The judge’s response was “no.”
Trials of the remaining Filton 24 prisoners are still due to happen at some point in the future.
Blow to UK and Israel
Clare Rogers, the mother of defendant Zoe Rogers and a relentless campaigner in her own right said in the committee’s statement that “these are six young people of conscience … They had tried everything else – marches, petitions, writing to MPs, encampments … They felt they had no option but to take action themselves, to try to save as many lives as they could.”
The verdicts are a severe blow to the UK government’s attempt to smear Palestine campaigners as violent criminals and “terrorists.”
In a controversial move last July the home secretary banned Palestine Action as a “terrorist” group, marking the first time ever a non-violent protest group had been outlawed under Britain’s draconian Terrorism Act of 2000.
Activist lisa minerva luxx, from the Filton 24 Defence Committee, criticized the government for prejudicing the trial: “This was a trial by media. Yvette Cooper and [Prime Minister] Keir Starmer took evidence in this case out of context and broadcast it on televisions and tabloids across the country in order to justify proscribing Palestine Action as a terrorist organisation.”
With the result of a legal challenge to that ban expected any week now, the verdict also represents a serious blow to the credibility of that proscription.
This is despite the government – and even the legal system – going to the greatest lengths to try and stitch up this case.
There are also serious implications for the continuing right to trial by jury in the UK.

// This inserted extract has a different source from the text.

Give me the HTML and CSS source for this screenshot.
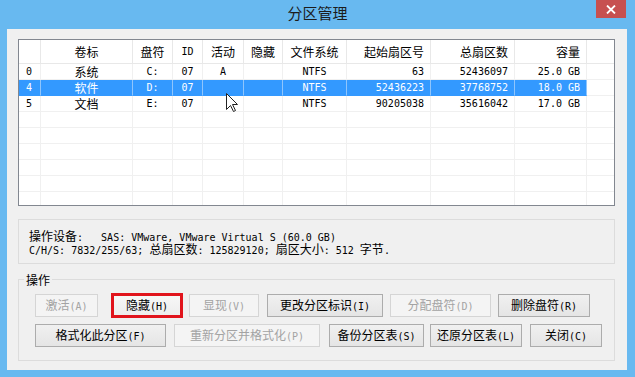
FILE: index.html
```html
<!DOCTYPE html>
<html lang="zh-CN">
<head>
  <meta charset="UTF-8">
  <meta name="viewport" content="width=device-width, initial-scale=1">
  <title>分区管理</title>
  <link rel="stylesheet" href="styles.css">
</head>
<body>
  <div class="window">
    <!-- Caption bar -->
    <div class="titlebar">
      <span class="title">分区管理</span>
      <button class="close" title="关闭">
        <svg width="10" height="9" viewBox="0 0 10 9"><path d="M1 0.5 L9 8.5 M9 0.5 L1 8.5" stroke="#fff" stroke-width="1.8"/></svg>
      </button>
    </div>

    <div class="client">
      <!-- Partition list -->
      <div class="listview">
        <div class="row head">
          <div class="cell"></div>
          <div class="cell zh c">卷标</div>
          <div class="cell zh c">盘符</div>
          <div class="cell c">ID</div>
          <div class="cell zh c">活动</div>
          <div class="cell zh c">隐藏</div>
          <div class="cell zh c">文件系统</div>
          <div class="cell zh r">起始扇区号</div>
          <div class="cell zh r">总扇区数</div>
          <div class="cell zh r">容量</div>
          <div class="cell"></div>
        </div>
        <div class="row">
          <div class="cell l">0</div>
          <div class="cell zh c">系统</div>
          <div class="cell c">C:</div>
          <div class="cell c">07</div>
          <div class="cell c">A</div>
          <div class="cell"></div>
          <div class="cell c">NTFS</div>
          <div class="cell r">63</div>
          <div class="cell r">52436097</div>
          <div class="cell r">25.0 GB</div>
          <div class="cell"></div>
        </div>
        <div class="row sel">
          <div class="cell l">4</div>
          <div class="cell zh c">软件</div>
          <div class="cell c">D:</div>
          <div class="cell c">07</div>
          <div class="cell"></div>
          <div class="cell"></div>
          <div class="cell c">NTFS</div>
          <div class="cell r">52436223</div>
          <div class="cell r">37768752</div>
          <div class="cell r">18.0 GB</div>
          <div class="cell"></div>
        </div>
        <div class="row">
          <div class="cell l">5</div>
          <div class="cell zh c">文档</div>
          <div class="cell c">E:</div>
          <div class="cell c">07</div>
          <div class="cell"></div>
          <div class="cell"></div>
          <div class="cell c">NTFS</div>
          <div class="cell r">90205038</div>
          <div class="cell r">35616042</div>
          <div class="cell r">17.0 GB</div>
          <div class="cell"></div>
        </div>
        <!-- empty grid rows -->
        <div class="row"><div class="cell"></div><div class="cell"></div><div class="cell"></div><div class="cell"></div><div class="cell"></div><div class="cell"></div><div class="cell"></div><div class="cell"></div><div class="cell"></div><div class="cell"></div><div class="cell"></div></div>
        <div class="row"><div class="cell"></div><div class="cell"></div><div class="cell"></div><div class="cell"></div><div class="cell"></div><div class="cell"></div><div class="cell"></div><div class="cell"></div><div class="cell"></div><div class="cell"></div><div class="cell"></div></div>
        <div class="row"><div class="cell"></div><div class="cell"></div><div class="cell"></div><div class="cell"></div><div class="cell"></div><div class="cell"></div><div class="cell"></div><div class="cell"></div><div class="cell"></div><div class="cell"></div><div class="cell"></div></div>
        <div class="row"><div class="cell"></div><div class="cell"></div><div class="cell"></div><div class="cell"></div><div class="cell"></div><div class="cell"></div><div class="cell"></div><div class="cell"></div><div class="cell"></div><div class="cell"></div><div class="cell"></div></div>
        <div class="row"><div class="cell"></div><div class="cell"></div><div class="cell"></div><div class="cell"></div><div class="cell"></div><div class="cell"></div><div class="cell"></div><div class="cell"></div><div class="cell"></div><div class="cell"></div><div class="cell"></div></div>
        <div class="row"><div class="cell"></div><div class="cell"></div><div class="cell"></div><div class="cell"></div><div class="cell"></div><div class="cell"></div><div class="cell"></div><div class="cell"></div><div class="cell"></div><div class="cell"></div><div class="cell"></div></div>
      </div>

      <!-- Device info -->
      <div class="info">
        <div class="info-line"><span class="zh">操作设备</span>:   SAS: VMware, VMware Virtual S (60.0 GB)</div>
        <div class="info-line">C/H/S: 7832/255/63; <span class="zh">总扇区数</span>: 125829120; <span class="zh">扇区大小</span>: 512 <span class="zh">字节</span>.</div>
      </div>

      <!-- Operations -->
      <div class="group">
        <div class="group-label zh">操作</div>
        <div class="btn-row first">
          <button class="btn w63" disabled><span class="zh">激活</span>(A)</button>
          <button class="btn marked w72"><span class="zh">隐藏</span>(H)</button>
          <button class="btn w70 pull" disabled><span class="zh">显现</span>(V)</button>
          <button class="btn w116 push"><span class="zh">更改分区标识</span>(I)</button>
          <button class="btn w101" disabled><span class="zh">分配盘符</span>(D)</button>
          <button class="btn w92"><span class="zh">删除盘符</span>(R)</button>
        </div>
        <div class="btn-row second">
          <button class="btn w131"><span class="zh">格式化此分区</span>(F)</button>
          <button class="btn w146" disabled><span class="zh">重新分区并格式化</span>(P)</button>
          <button class="btn w95 push"><span class="zh">备份分区表</span>(S)</button>
          <button class="btn w92 back"><span class="zh">还原分区表</span>(L)</button>
          <button class="btn w72"><span class="zh">关闭</span>(C)</button>
        </div>
      </div>
    </div>

    <!-- mouse pointer -->
    <svg class="pointer" width="13" height="20" viewBox="0 0 13 20">
      <path d="M0.5 0.5 L0.5 16.5 L4.5 12.5 L7.5 18.5 L9.5 17.5 L6.5 11.5 L11.5 11.5 Z" fill="#fff" stroke="#222" stroke-width="1"/>
    </svg>
  </div>
</body>
</html>
```

FILE: styles.css
```css
/* Reset */
* {
  margin: 0;
  padding: 0;
  box-sizing: border-box;
}
body {
  width: 635px;
  height: 377px;
  overflow: hidden;
  font-family: "DejaVu Sans Mono", monospace;
  font-size: 10px;
  color: #000;
}
.zh {
  font-family: "Noto Sans CJK SC", sans-serif;
  font-size: 12px;
}

/* Window frame */
.window {
  position: relative;
  width: 635px;
  height: 377px;
  background: #68b9f0;
  display: flex;
  flex-direction: column;
}
.titlebar {
  height: 29px;
  display: flex;
  justify-content: center;
  align-items: center;
}
.title {
  font-family: "Noto Sans CJK SC", sans-serif;
  font-size: 15px;
  line-height: 20px;
  color: #1c1c1c;
  margin-top: -3px;
}
.close {
  position: absolute;
  top: 0;
  right: 9px;
  width: 30px;
  height: 18px;
  border: none;
  background: #c75050;
  display: flex;
  align-items: center;
  justify-content: center;
}
.client {
  flex: 1;
  margin: 0 8px 7px 7px;
  background: #f0f0f0;
  padding: 10px 12px 0 11px;
}

/* List view */
.listview {
  height: 167px;
  border: 1px solid #828790;
  background: #fff;
  overflow: hidden;
}
.row {
  display: grid;
  grid-template-columns: 22px 92px 40px 30px 41px 39px 64px 84px 84px 72px 1fr;
  height: 16px;
}
.cell {
  border-right: 1px solid #f0f0f0;
  border-bottom: 1px solid #f0f0f0;
  line-height: 15px;
  white-space: pre;
  overflow: hidden;
}
.cell:last-child {
  border-right: none;
}
.head {
  height: 24px;
}
.head .cell {
  line-height: 23px;
  border-color: #e8e8e8;
}
.l { padding-left: 7px; }
.c { text-align: center; }
.r { text-align: right; padding-right: 6px; }
.sel .cell {
  background: #3399ff;
  color: #fff;
  border-right-color: #8fc5fc;
  border-bottom-color: #3399ff;
}
.sel .cell:last-child {
  background: #fff;
  border-bottom-color: #f0f0f0;
}

/* Device info box */
.info {
  margin-top: 13px;
  height: 45px;
  border: 1px solid #dcdcdc;
  padding: 9px 10px 0;
}
.info-line {
  height: 13px;
  line-height: 13px;
  white-space: pre;
}

/* Operations group */
.group {
  margin-top: 15px;
  border: 1px solid #dcdcdc;
  padding: 0 0 13px 16px;
}
.group-label {
  width: fit-content;
  margin: -7px 0 0 -11px;
  padding: 0 2px;
  line-height: 13px;
  background: #f0f0f0;
}
.btn-row {
  display: flex;
  align-items: center;
  height: 23px;
}
.btn-row.first {
  margin-top: 8px;
  gap: 7px;
}
.btn-row.second {
  margin-top: 7px;
  gap: 8px;
}
.btn {
  height: 23px;
  border: 1px solid #acacac;
  background: linear-gradient(#f0f0f0, #e5e5e5);
  font: inherit;
  line-height: 14px;
  color: #000;
  white-space: nowrap;
}
.btn:disabled {
  border-color: #d5d5d5;
  background: #f4f4f4;
  color: #a3a3a3;
}
.btn.marked {
  height: 25px;
  margin-left: 6px;
  border: 3px solid #e1141c;
  background: linear-gradient(#f7f7f7, #ededed);
}
.pull { margin-left: -1px; }
.push { margin-left: 1px; }
.back { margin-left: -2px; }
.w63 { width: 63px; }
.w70 { width: 70px; }
.w72 { width: 72px; }
.w92 { width: 92px; }
.w95 { width: 95px; }
.w101 { width: 101px; }
.w116 { width: 116px; }
.w131 { width: 131px; }
.w146 { width: 146px; }

/* Pointer over the list */
.pointer {
  position: absolute;
  left: 226px;
  top: 93px;
}
```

The fact that a jury of their peers acquitted or refused to convict the first six of the Filton 24 shows the importance and the democratic potential of jury trials.
It is exactly for those reasons that the UK government is seeking to abolish, or seriously erode, the right to trial by jury in the UK. In large part, these so-called “reforms” seem to be targeted precisely at supporting Israel and preventing juries from acquitting according to their conscience.